### Challenge
Scan the records for the string "React"; copy each line where it occurs.

##### Rows

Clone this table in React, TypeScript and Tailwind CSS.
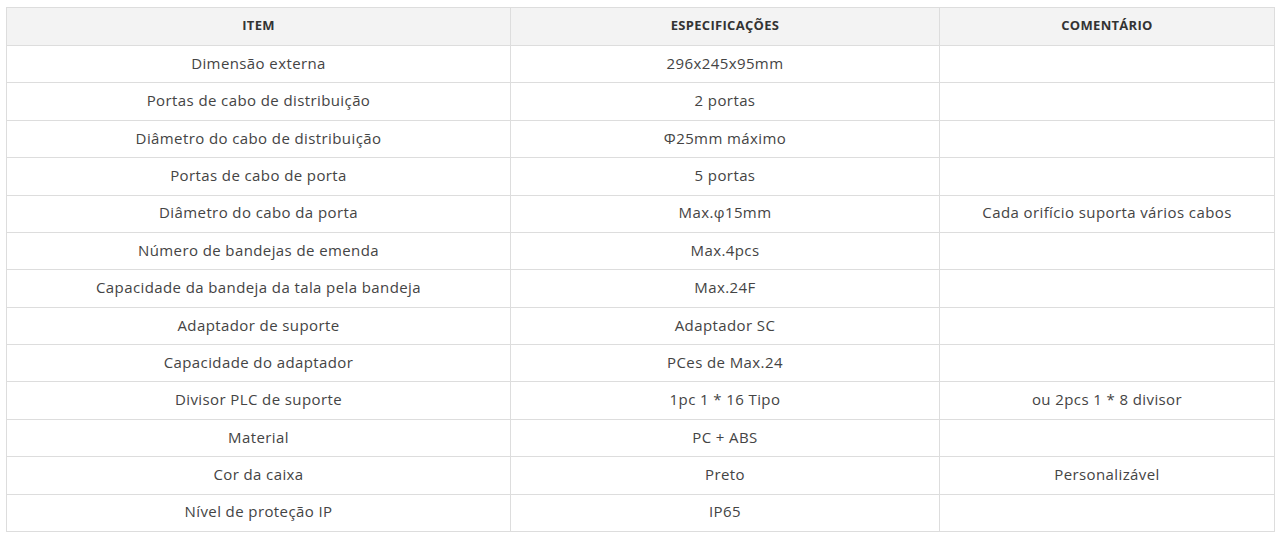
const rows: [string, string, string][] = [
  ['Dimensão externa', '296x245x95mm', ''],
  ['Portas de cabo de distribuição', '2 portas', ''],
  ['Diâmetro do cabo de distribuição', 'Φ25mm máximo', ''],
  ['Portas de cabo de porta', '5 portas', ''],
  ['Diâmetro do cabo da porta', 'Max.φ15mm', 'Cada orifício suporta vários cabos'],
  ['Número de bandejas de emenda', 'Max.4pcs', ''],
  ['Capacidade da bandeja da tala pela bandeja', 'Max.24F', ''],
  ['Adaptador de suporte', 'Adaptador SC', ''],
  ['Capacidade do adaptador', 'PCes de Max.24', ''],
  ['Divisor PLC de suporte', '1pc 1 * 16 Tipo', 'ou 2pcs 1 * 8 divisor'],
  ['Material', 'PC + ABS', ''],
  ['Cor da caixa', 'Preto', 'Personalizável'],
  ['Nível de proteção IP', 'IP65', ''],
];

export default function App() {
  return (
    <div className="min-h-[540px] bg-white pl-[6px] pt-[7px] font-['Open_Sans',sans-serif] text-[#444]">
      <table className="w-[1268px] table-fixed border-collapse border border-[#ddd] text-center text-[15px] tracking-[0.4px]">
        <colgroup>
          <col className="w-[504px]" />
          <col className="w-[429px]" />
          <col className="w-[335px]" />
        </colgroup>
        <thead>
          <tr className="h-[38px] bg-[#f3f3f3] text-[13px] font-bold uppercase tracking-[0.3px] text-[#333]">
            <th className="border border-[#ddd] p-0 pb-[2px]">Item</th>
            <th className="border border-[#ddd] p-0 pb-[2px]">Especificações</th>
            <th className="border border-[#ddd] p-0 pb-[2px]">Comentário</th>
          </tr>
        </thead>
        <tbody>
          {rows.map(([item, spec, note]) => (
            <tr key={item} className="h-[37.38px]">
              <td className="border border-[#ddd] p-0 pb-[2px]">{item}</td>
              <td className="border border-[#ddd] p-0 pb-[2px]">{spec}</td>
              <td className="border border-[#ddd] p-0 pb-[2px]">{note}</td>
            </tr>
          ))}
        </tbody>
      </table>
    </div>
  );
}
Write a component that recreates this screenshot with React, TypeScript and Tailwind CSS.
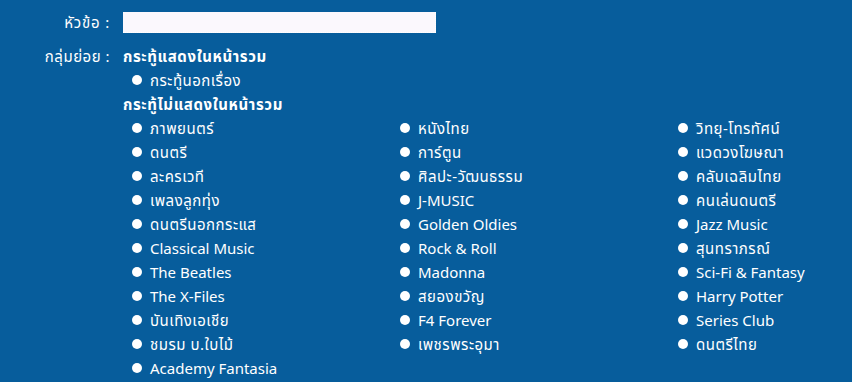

##########

### Correct result
Clone this table in React, TypeScript and Tailwind CSS.
Write a component that recreates this screenshot with React, TypeScript and Tailwind CSS.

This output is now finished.